Zambağın anlamını araştırdım: Binlerce yıllık tarihi birikimle inşa edilmiştir. Mitolojilerde kendine yer bulur. Saflığı, gücü, asaleti ve doğurganlığı simgeler. Zambak çiçeği ayrıca;
– Asalet (Batıda kraliyet aileleri ile özdeşleşir)
– Annelik ve doğurganlık,
– Yeniden doğuş ve canlanma,
– Temizlik, masumiyet ve saflık,
– Gençliğin ve güzelliğin anlamlarını taşır.
Bu nedenle zambak motifli bir kolye ya da bileklik şeklinde anneler günü armağanı olur.
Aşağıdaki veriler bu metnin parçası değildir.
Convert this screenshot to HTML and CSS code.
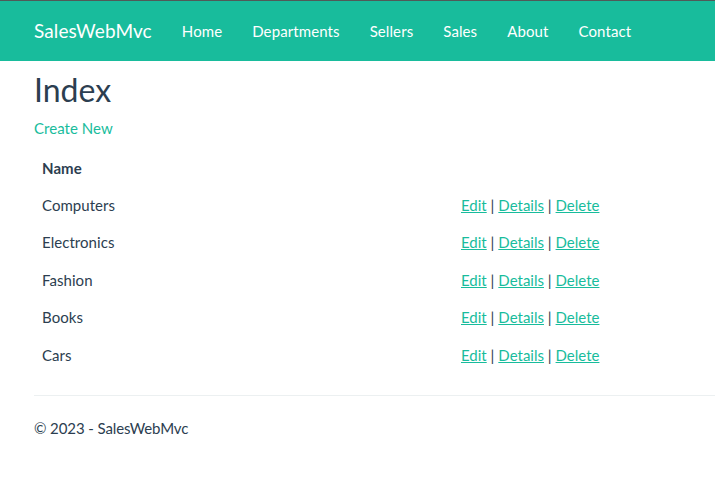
FILE: index.html
```html
<!DOCTYPE html>
<html lang="en">
<head>
<meta charset="utf-8">
<title>Index - SalesWebMvc</title>
<link rel="stylesheet" href="styles.css">
</head>
<body>
<nav class="navbar">
  <a class="brand" href="#">SalesWebMvc</a>
  <ul class="nav">
    <li><a href="#">Home</a></li>
    <li><a href="#">Departments</a></li>
    <li><a href="#">Sellers</a></li>
    <li><a href="#">Sales</a></li>
    <li><a href="#">About</a></li>
    <li><a href="#">Contact</a></li>
  </ul>
</nav>
<main class="content">
  <h2 class="title">Index</h2>
  <p class="create"><a href="#">Create New</a></p>
  <table class="table">
    <thead>
      <tr><th class="col-name">Name</th><th></th></tr>
    </thead>
    <tbody>
      <tr><td>Computers</td><td><a class="act" href="#">Edit</a> | <a class="act" href="#">Details</a> | <a class="act" href="#">Delete</a></td></tr>
      <tr><td>Electronics</td><td><a class="act" href="#">Edit</a> | <a class="act" href="#">Details</a> | <a class="act" href="#">Delete</a></td></tr>
      <tr><td>Fashion</td><td><a class="act" href="#">Edit</a> | <a class="act" href="#">Details</a> | <a class="act" href="#">Delete</a></td></tr>
      <tr><td>Books</td><td><a class="act" href="#">Edit</a> | <a class="act" href="#">Details</a> | <a class="act" href="#">Delete</a></td></tr>
      <tr><td>Cars</td><td><a class="act" href="#">Edit</a> | <a class="act" href="#">Details</a> | <a class="act" href="#">Delete</a></td></tr>
    </tbody>
  </table>
  <hr class="rule">
  <footer class="footer">
    <p>&copy; 2023 - SalesWebMvc</p>
  </footer>
</main>
</body>
</html>
```
FILE: styles.css
```css
* { box-sizing: border-box; }
html, body {
  margin: 0;
  padding: 0;
  background: #ffffff;
}
body {
  font-family: Lato, "Liberation Sans", sans-serif;
  font-size: 15px;
  line-height: 1.42857;
  letter-spacing: 0.05px;
  color: #2c3e50;
  overflow: hidden;
}
a { color: #18bc9c; text-decoration: none; }

.navbar {
  display: flex;
  align-items: center;
  height: 61px;
  background: #18bc9c;
  border-top: 1px solid #505a58;
  padding-left: 19px;
}
.brand {
  display: block;
  color: #ffffff;
  font-size: 19px;
  line-height: 20px;
  padding: 20px 15px;
  letter-spacing: 0.12px;
}
.nav {
  display: flex;
  list-style: none;
  margin: 0;
  padding: 0;
}
.nav a {
  display: block;
  color: #ffffff;
  line-height: 20px;
  padding: 20px 15px;
  letter-spacing: 0.1px;
}

.content {
  padding-left: 34px;
}
.title {
  font-size: 32px;
  font-weight: 400;
  line-height: 1.1;
  letter-spacing: 0;
  margin: 11px 0 11px;
}
.create {
  margin: 0 0 10px;
}
.table {
  width: 100%;
  border-collapse: collapse;
  border-spacing: 0;
  margin-bottom: 21px;
}
.table th, .table td {
  padding: 8px;
  text-align: left;
  vertical-align: top;
  line-height: 1.42857;
}
.table th { font-weight: 700; }
.col-name { width: 419px; }
.act { text-decoration: underline; letter-spacing: 0; }

.rule {
  border: 0;
  border-top: 1px solid #ecf0f1;
  margin: 21px 0 22px;
}
.footer p { margin: 0; letter-spacing: -0.1px; }
```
Sevgilinize ya da eşinize sevgililer günlerinde tercih edebileceğiniz pembe zambaklı bir motiftir…
Yazımızı sonlandırırken ‘Sevgi Çiçeğim’i şiirleştirmek yerinde olur kanısındayım:
Sevgi Çiçeğim
Umutla yeşerdi her an gözlendi,
Güneşi tenine emip köklendi,
Tomurcuk olması gün gün beklendi,
Ne de görkemlisin Sevgi Çiçeğim.
*



















Çok içten çok tatlı bir yazı okudum. O zarif duygularınızın ve altın kalbinizin güzelliğini ne kadar anlamlı yazıya dökmüşsünüz. Tebrik ederim sizi pembe zambaklı asil kadın.
Çok tşk ederim sevgili Harika hanım esenlikler dilerim.
Güzel ve üretici bir yazı. Sevgi o kadar kutsal ve içten ki toprağa atılan ölü bir tohumu işte öyle canlandırır…
Ellerinize, emeğinize sağlık. Sevgi her şeyin başı derler. İşte gerçek bu. Ben de bu duyguyu sokaktaki kedi ve köpeklerde yaşıyorum. Onları ne kadar çok severseniz, size olan yakınlıkları o kadar artıyor.